I’m not blocked. I’m not sure I believe in being blocked. I’ve just been outside of writing for a while. Despite my 10 minute writer trick, something about the move threw me. I have been keeping up with my contractual obligations. I’ve done a little teaching, written code full time, stayed on schedule for a non-fiction book. But for some reason fiction, and everything related, the stuff that matters, have remained remote. Until today.
I get the same way with running. When I’m training properly, I can summon a nice halo of smugness. I have a calorie buffer that justifies a beer or two (though perhaps not the amount of beer I actually drink, but we’ll let that slide). Then when I stop running, and settle into phase of lardarse slobbery, I don’t shake the habit of thought. I remain a runner for a while. As if having run a little once means anything at all right now. As if you’re worth any more than the miles you covered in the last week.

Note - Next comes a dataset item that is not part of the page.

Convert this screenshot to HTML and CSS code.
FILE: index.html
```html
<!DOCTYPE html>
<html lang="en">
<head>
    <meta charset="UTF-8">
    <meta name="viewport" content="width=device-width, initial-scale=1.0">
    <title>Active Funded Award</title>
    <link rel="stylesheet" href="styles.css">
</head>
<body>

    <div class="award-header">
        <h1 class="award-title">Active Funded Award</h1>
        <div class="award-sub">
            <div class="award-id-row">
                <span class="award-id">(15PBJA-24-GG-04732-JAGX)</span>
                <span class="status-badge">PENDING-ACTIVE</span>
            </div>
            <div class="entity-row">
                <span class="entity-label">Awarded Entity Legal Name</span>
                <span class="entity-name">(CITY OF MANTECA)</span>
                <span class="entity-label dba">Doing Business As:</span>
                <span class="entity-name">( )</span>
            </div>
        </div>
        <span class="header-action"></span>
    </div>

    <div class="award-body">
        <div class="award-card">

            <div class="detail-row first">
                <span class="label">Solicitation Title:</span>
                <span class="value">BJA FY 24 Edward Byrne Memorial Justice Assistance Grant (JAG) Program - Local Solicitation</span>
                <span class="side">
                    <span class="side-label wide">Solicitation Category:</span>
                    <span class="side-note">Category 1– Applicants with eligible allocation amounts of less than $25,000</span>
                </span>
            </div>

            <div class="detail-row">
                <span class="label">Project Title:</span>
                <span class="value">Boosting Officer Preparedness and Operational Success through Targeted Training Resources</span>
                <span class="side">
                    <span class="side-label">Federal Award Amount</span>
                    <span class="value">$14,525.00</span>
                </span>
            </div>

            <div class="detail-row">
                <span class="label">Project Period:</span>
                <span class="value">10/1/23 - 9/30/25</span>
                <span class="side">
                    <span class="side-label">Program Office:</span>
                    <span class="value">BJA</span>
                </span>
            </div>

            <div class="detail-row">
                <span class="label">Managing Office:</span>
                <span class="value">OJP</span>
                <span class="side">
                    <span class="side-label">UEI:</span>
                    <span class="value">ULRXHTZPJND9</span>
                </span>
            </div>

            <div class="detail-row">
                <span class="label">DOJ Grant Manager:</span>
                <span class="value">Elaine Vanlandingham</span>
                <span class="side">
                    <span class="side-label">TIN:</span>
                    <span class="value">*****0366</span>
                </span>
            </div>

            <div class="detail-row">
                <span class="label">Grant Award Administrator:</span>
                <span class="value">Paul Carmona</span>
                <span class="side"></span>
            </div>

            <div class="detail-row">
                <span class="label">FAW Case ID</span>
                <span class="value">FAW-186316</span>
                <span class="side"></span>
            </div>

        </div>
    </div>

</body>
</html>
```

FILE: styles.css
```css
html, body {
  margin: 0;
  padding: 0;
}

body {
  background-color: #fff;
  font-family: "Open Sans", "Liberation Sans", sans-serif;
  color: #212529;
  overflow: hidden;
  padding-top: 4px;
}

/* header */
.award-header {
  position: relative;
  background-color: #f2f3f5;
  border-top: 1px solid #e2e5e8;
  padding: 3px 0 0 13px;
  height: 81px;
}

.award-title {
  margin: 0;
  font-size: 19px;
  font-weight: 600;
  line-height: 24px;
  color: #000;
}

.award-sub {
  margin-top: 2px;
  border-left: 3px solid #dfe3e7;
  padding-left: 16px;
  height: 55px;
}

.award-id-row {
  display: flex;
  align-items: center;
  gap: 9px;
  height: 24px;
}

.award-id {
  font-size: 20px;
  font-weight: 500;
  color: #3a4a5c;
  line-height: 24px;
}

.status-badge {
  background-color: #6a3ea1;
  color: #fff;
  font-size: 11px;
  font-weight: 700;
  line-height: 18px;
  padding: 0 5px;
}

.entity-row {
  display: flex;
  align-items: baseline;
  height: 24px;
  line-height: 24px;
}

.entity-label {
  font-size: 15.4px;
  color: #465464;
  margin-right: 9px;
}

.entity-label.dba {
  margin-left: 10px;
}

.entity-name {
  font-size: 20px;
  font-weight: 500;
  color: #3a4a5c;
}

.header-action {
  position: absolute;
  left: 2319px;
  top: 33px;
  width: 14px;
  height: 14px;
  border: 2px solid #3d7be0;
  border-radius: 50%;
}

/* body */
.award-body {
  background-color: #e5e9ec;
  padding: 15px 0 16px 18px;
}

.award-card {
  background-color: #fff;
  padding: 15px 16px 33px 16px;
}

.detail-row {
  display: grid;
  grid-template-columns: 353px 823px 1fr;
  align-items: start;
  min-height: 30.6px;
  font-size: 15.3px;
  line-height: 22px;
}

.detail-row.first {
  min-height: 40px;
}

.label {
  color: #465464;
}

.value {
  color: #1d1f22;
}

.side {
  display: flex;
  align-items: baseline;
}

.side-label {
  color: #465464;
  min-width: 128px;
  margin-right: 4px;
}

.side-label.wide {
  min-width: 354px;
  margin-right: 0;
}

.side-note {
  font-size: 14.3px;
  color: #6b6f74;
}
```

So it has been with writing. And the more I don’t write, the less I feel able to get back to it. It’s like a revision timetable left too long. Returning to the book might reveal that it’s all too late, so I stay away. And yet, to start a new story or novel would betray the project. If the first rule of writing is write, then I believe the second rule is probably finish. Everything in between will fall into place if you obey those two. Probably.

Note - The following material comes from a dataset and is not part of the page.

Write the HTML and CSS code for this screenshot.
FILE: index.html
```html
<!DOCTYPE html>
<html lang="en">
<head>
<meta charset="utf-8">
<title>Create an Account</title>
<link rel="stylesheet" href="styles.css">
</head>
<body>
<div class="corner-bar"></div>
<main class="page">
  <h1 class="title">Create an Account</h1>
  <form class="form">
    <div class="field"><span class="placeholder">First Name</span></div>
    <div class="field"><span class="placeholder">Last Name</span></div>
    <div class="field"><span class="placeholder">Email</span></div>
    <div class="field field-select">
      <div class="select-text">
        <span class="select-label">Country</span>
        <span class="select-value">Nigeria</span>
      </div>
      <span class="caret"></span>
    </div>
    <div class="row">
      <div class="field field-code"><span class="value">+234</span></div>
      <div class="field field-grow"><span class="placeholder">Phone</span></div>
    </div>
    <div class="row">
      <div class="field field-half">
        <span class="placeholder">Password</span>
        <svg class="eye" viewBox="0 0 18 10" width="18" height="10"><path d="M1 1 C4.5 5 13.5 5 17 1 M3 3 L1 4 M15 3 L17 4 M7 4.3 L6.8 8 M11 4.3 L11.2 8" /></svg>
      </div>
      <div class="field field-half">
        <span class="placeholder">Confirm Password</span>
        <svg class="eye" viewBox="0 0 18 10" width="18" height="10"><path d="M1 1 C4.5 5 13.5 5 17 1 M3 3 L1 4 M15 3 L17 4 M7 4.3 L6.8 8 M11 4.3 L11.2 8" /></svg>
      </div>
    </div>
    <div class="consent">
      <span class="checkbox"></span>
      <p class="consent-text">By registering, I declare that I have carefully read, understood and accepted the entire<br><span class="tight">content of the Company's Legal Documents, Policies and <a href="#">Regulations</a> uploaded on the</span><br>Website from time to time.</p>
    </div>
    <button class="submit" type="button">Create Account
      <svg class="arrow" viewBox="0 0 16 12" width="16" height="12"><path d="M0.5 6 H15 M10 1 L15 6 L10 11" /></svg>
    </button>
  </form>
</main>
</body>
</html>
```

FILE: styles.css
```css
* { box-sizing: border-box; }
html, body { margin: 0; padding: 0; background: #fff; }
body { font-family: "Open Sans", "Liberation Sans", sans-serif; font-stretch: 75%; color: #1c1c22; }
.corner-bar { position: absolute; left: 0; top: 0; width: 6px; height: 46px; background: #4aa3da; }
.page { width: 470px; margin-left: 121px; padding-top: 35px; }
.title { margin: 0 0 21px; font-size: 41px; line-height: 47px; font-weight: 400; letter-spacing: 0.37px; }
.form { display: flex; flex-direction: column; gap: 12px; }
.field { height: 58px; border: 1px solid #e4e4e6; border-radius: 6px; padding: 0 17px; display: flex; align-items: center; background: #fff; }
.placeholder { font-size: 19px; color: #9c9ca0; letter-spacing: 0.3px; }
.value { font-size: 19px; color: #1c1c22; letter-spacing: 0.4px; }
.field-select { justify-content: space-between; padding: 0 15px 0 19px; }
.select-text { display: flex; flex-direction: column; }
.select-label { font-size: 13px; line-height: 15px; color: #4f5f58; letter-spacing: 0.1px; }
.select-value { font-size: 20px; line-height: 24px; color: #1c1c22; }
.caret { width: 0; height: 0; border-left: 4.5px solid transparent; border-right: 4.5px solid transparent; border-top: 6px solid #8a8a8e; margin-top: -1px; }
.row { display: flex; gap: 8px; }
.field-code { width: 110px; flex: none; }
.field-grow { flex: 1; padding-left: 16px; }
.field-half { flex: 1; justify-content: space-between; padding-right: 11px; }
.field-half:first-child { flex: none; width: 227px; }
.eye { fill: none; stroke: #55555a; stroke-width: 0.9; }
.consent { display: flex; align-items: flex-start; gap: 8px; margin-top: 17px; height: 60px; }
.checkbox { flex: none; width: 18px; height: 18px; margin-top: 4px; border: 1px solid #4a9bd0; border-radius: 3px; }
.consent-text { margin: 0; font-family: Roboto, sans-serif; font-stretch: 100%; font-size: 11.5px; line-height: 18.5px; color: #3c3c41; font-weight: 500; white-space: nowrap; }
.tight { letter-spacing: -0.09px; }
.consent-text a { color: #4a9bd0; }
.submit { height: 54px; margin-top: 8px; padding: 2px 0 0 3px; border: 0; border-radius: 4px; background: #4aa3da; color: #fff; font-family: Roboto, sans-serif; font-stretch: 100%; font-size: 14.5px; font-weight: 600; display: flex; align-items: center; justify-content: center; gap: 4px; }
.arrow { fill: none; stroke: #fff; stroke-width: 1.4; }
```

Today I finally found a cafe in my new neighbourhood that understands the importance of decent espresso, and I wrote 500 words. They weren’t great words, I don’t think. But they related to my novel, and they were the 500 words that come before the 500 I’ll write tomorrow. And so on. A new link in the chain. From now on, no other work begins until the quota is met. Why only 500? Because, with what I’ve got on at the moment, that’s an achievable target.
Then I ran.
While I’m here, I should admit that something’s gone screwy with my blog template’s commenting interface. Other people seem to be able to comment fine, at least some can. But my own comments quietly disappear into oblivion. So to dirtywhitecandy and LadyGlamis who commented last week – thanks!